## Begin GIVEN DATA

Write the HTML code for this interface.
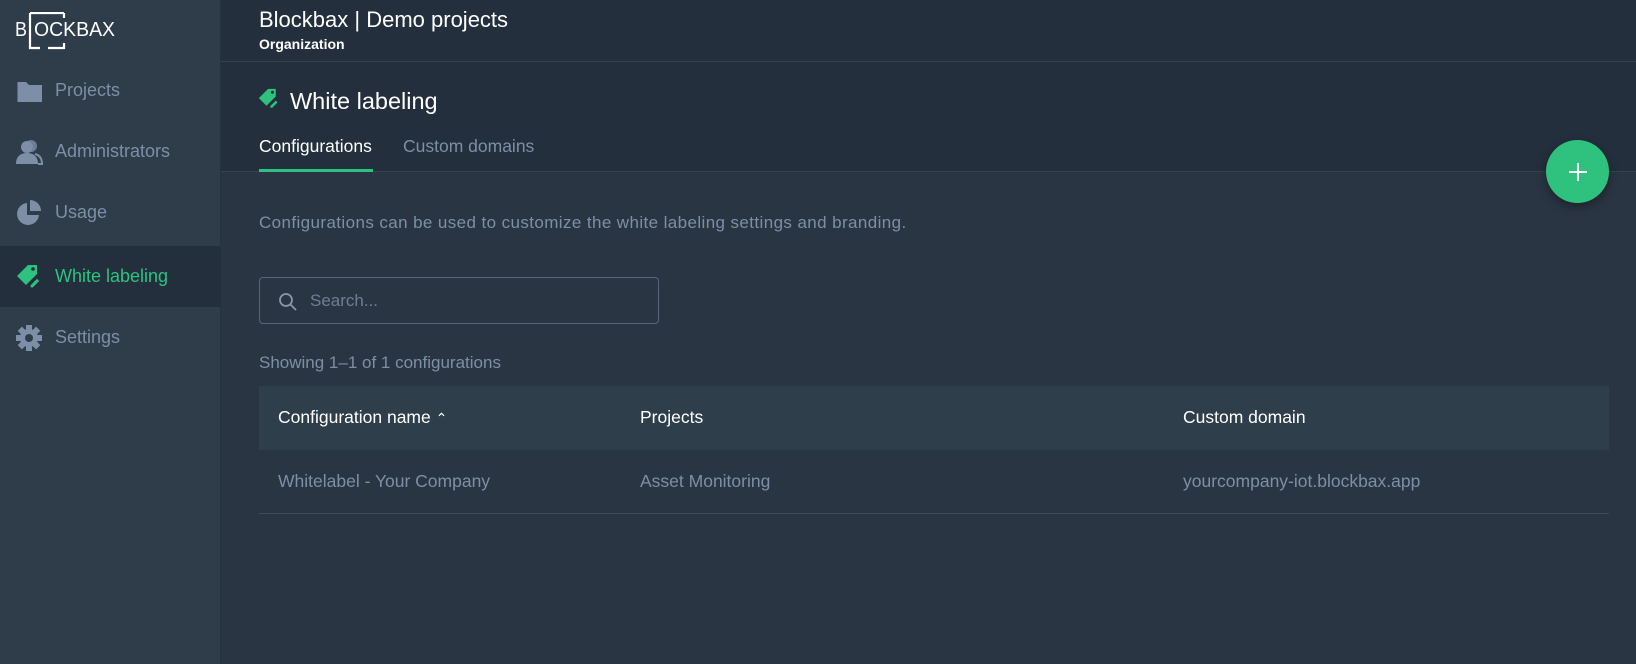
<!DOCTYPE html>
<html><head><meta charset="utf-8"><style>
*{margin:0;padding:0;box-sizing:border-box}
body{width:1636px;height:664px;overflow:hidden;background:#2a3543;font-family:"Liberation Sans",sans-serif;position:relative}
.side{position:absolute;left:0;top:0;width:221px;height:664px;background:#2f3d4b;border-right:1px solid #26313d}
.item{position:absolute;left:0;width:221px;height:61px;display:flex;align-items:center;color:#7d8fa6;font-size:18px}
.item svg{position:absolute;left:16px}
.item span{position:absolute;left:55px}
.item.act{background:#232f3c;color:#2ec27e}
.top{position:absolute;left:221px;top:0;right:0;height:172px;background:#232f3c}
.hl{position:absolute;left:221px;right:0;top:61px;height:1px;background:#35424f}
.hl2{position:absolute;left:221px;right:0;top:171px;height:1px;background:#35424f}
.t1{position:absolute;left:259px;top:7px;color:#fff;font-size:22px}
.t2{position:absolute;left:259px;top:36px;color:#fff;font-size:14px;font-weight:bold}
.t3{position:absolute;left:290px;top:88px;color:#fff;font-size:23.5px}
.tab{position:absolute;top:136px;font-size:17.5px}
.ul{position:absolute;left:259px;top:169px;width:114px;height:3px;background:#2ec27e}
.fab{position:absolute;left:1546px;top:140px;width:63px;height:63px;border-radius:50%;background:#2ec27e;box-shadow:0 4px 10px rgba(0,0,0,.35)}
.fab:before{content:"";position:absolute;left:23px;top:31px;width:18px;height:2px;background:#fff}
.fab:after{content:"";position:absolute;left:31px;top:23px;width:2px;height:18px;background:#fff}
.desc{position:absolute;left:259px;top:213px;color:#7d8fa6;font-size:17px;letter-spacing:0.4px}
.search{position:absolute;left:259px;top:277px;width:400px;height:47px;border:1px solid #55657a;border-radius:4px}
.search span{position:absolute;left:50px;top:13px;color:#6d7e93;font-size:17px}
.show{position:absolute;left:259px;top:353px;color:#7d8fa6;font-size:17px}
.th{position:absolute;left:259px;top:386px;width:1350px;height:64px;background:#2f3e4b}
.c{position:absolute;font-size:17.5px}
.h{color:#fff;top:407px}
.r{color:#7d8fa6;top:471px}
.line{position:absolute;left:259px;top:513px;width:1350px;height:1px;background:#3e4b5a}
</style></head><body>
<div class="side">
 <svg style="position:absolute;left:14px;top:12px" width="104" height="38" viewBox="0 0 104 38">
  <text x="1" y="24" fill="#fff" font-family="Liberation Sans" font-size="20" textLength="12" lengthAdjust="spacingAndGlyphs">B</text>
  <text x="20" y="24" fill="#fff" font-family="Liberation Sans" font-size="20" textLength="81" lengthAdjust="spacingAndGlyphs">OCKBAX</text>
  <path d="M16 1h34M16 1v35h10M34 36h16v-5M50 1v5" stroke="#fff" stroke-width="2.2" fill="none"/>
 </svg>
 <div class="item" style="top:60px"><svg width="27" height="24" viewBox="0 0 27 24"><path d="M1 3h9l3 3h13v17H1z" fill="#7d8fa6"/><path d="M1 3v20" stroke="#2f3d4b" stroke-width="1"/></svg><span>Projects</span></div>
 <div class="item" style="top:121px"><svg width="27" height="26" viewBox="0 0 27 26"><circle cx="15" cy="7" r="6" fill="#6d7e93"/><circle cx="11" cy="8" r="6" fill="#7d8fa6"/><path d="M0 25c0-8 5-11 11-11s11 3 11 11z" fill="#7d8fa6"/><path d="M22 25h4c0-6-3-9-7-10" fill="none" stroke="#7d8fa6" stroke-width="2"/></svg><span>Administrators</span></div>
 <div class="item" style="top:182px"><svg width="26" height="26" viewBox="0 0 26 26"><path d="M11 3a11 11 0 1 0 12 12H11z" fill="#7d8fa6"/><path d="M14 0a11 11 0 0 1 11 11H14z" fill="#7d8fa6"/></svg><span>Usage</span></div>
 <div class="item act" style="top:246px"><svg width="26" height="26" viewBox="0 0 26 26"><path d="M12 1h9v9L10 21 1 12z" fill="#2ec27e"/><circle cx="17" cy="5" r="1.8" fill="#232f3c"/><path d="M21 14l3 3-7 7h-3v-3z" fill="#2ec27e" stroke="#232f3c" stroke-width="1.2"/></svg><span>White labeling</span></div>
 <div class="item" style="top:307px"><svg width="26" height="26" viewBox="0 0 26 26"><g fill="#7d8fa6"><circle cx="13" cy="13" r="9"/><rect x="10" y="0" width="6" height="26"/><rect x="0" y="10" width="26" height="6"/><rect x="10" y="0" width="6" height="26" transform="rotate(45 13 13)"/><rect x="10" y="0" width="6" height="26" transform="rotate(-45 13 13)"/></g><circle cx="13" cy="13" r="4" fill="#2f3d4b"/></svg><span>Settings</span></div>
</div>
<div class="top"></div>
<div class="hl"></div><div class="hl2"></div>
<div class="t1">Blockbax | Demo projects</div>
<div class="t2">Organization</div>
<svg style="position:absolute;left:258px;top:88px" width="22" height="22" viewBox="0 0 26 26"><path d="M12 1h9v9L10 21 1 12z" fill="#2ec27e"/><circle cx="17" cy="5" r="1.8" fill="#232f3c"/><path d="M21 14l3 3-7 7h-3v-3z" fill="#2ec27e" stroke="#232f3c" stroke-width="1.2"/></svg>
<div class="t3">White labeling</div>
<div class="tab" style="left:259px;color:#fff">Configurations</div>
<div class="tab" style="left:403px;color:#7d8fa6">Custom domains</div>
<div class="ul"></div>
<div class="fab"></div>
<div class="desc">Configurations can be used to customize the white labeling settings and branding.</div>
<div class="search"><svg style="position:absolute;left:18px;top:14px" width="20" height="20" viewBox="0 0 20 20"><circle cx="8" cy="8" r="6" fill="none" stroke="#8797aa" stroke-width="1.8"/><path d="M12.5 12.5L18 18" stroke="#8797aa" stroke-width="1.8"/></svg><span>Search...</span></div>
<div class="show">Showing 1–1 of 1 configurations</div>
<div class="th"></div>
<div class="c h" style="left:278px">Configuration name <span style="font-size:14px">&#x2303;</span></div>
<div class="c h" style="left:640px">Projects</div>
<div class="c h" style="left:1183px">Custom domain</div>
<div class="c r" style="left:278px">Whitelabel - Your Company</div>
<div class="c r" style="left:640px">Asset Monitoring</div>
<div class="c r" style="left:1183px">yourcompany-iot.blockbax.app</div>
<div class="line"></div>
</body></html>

## End GIVEN DATA

* [WRITTEN TASK]: Repeat all of the data above word for word, minus the pictures.

* [REPLY TO THE TASK]:
Write the HTML code for this interface.
<!DOCTYPE html>
<html><head><meta charset="utf-8"><style>
*{margin:0;padding:0;box-sizing:border-box}
body{width:1636px;height:664px;overflow:hidden;background:#2a3543;font-family:"Liberation Sans",sans-serif;position:relative}
.side{position:absolute;left:0;top:0;width:221px;height:664px;background:#2f3d4b;border-right:1px solid #26313d}
.item{position:absolute;left:0;width:221px;height:61px;display:flex;align-items:center;color:#7d8fa6;font-size:18px}
.item svg{position:absolute;left:16px}
.item span{position:absolute;left:55px}
.item.act{background:#232f3c;color:#2ec27e}
.top{position:absolute;left:221px;top:0;right:0;height:172px;background:#232f3c}
.hl{position:absolute;left:221px;right:0;top:61px;height:1px;background:#35424f}
.hl2{position:absolute;left:221px;right:0;top:171px;height:1px;background:#35424f}
.t1{position:absolute;left:259px;top:7px;color:#fff;font-size:22px}
.t2{position:absolute;left:259px;top:36px;color:#fff;font-size:14px;font-weight:bold}
.t3{position:absolute;left:290px;top:88px;color:#fff;font-size:23.5px}
.tab{position:absolute;top:136px;font-size:17.5px}
.ul{position:absolute;left:259px;top:169px;width:114px;height:3px;background:#2ec27e}
.fab{position:absolute;left:1546px;top:140px;width:63px;height:63px;border-radius:50%;background:#2ec27e;box-shadow:0 4px 10px rgba(0,0,0,.35)}
.fab:before{content:"";position:absolute;left:23px;top:31px;width:18px;height:2px;background:#fff}
.fab:after{content:"";position:absolute;left:31px;top:23px;width:2px;height:18px;background:#fff}
.desc{position:absolute;left:259px;top:213px;color:#7d8fa6;font-size:17px;letter-spacing:0.4px}
.search{position:absolute;left:259px;top:277px;width:400px;height:47px;border:1px solid #55657a;border-radius:4px}
.search span{position:absolute;left:50px;top:13px;color:#6d7e93;font-size:17px}
.show{position:absolute;left:259px;top:353px;color:#7d8fa6;font-size:17px}
.th{position:absolute;left:259px;top:386px;width:1350px;height:64px;background:#2f3e4b}
.c{position:absolute;font-size:17.5px}
.h{color:#fff;top:407px}
.r{color:#7d8fa6;top:471px}
.line{position:absolute;left:259px;top:513px;width:1350px;height:1px;background:#3e4b5a}
</style></head><body>
<div class="side">
 <svg style="position:absolute;left:14px;top:12px" width="104" height="38" viewBox="0 0 104 38">
  <text x="1" y="24" fill="#fff" font-family="Liberation Sans" font-size="20" textLength="12" lengthAdjust="spacingAndGlyphs">B</text>
  <text x="20" y="24" fill="#fff" font-family="Liberation Sans" font-size="20" textLength="81" lengthAdjust="spacingAndGlyphs">OCKBAX</text>
  <path d="M16 1h34M16 1v35h10M34 36h16v-5M50 1v5" stroke="#fff" stroke-width="2.2" fill="none"/>
 </svg>
 <div class="item" style="top:60px"><svg width="27" height="24" viewBox="0 0 27 24"><path d="M1 3h9l3 3h13v17H1z" fill="#7d8fa6"/><path d="M1 3v20" stroke="#2f3d4b" stroke-width="1"/></svg><span>Projects</span></div>
 <div class="item" style="top:121px"><svg width="27" height="26" viewBox="0 0 27 26"><circle cx="15" cy="7" r="6" fill="#6d7e93"/><circle cx="11" cy="8" r="6" fill="#7d8fa6"/><path d="M0 25c0-8 5-11 11-11s11 3 11 11z" fill="#7d8fa6"/><path d="M22 25h4c0-6-3-9-7-10" fill="none" stroke="#7d8fa6" stroke-width="2"/></svg><span>Administrators</span></div>
 <div class="item" style="top:182px"><svg width="26" height="26" viewBox="0 0 26 26"><path d="M11 3a11 11 0 1 0 12 12H11z" fill="#7d8fa6"/><path d="M14 0a11 11 0 0 1 11 11H14z" fill="#7d8fa6"/></svg><span>Usage</span></div>
 <div class="item act" style="top:246px"><svg width="26" height="26" viewBox="0 0 26 26"><path d="M12 1h9v9L10 21 1 12z" fill="#2ec27e"/><circle cx="17" cy="5" r="1.8" fill="#232f3c"/><path d="M21 14l3 3-7 7h-3v-3z" fill="#2ec27e" stroke="#232f3c" stroke-width="1.2"/></svg><span>White labeling</span></div>
 <div class="item" style="top:307px"><svg width="26" height="26" viewBox="0 0 26 26"><g fill="#7d8fa6"><circle cx="13" cy="13" r="9"/><rect x="10" y="0" width="6" height="26"/><rect x="0" y="10" width="26" height="6"/><rect x="10" y="0" width="6" height="26" transform="rotate(45 13 13)"/><rect x="10" y="0" width="6" height="26" transform="rotate(-45 13 13)"/></g><circle cx="13" cy="13" r="4" fill="#2f3d4b"/></svg><span>Settings</span></div>
</div>
<div class="top"></div>
<div class="hl"></div><div class="hl2"></div>
<div class="t1">Blockbax | Demo projects</div>
<div class="t2">Organization</div>
<svg style="position:absolute;left:258px;top:88px" width="22" height="22" viewBox="0 0 26 26"><path d="M12 1h9v9L10 21 1 12z" fill="#2ec27e"/><circle cx="17" cy="5" r="1.8" fill="#232f3c"/><path d="M21 14l3 3-7 7h-3v-3z" fill="#2ec27e" stroke="#232f3c" stroke-width="1.2"/></svg>
<div class="t3">White labeling</div>
<div class="tab" style="left:259px;color:#fff">Configurations</div>
<div class="tab" style="left:403px;color:#7d8fa6">Custom domains</div>
<div class="ul"></div>
<div class="fab"></div>
<div class="desc">Configurations can be used to customize the white labeling settings and branding.</div>
<div class="search"><svg style="position:absolute;left:18px;top:14px" width="20" height="20" viewBox="0 0 20 20"><circle cx="8" cy="8" r="6" fill="none" stroke="#8797aa" stroke-width="1.8"/><path d="M12.5 12.5L18 18" stroke="#8797aa" stroke-width="1.8"/></svg><span>Search...</span></div>
<div class="show">Showing 1–1 of 1 configurations</div>
<div class="th"></div>
<div class="c h" style="left:278px">Configuration name <span style="font-size:14px">&#x2303;</span></div>
<div class="c h" style="left:640px">Projects</div>
<div class="c h" style="left:1183px">Custom domain</div>
<div class="c r" style="left:278px">Whitelabel - Your Company</div>
<div class="c r" style="left:640px">Asset Monitoring</div>
<div class="c r" style="left:1183px">yourcompany-iot.blockbax.app</div>
<div class="line"></div>
</body></html>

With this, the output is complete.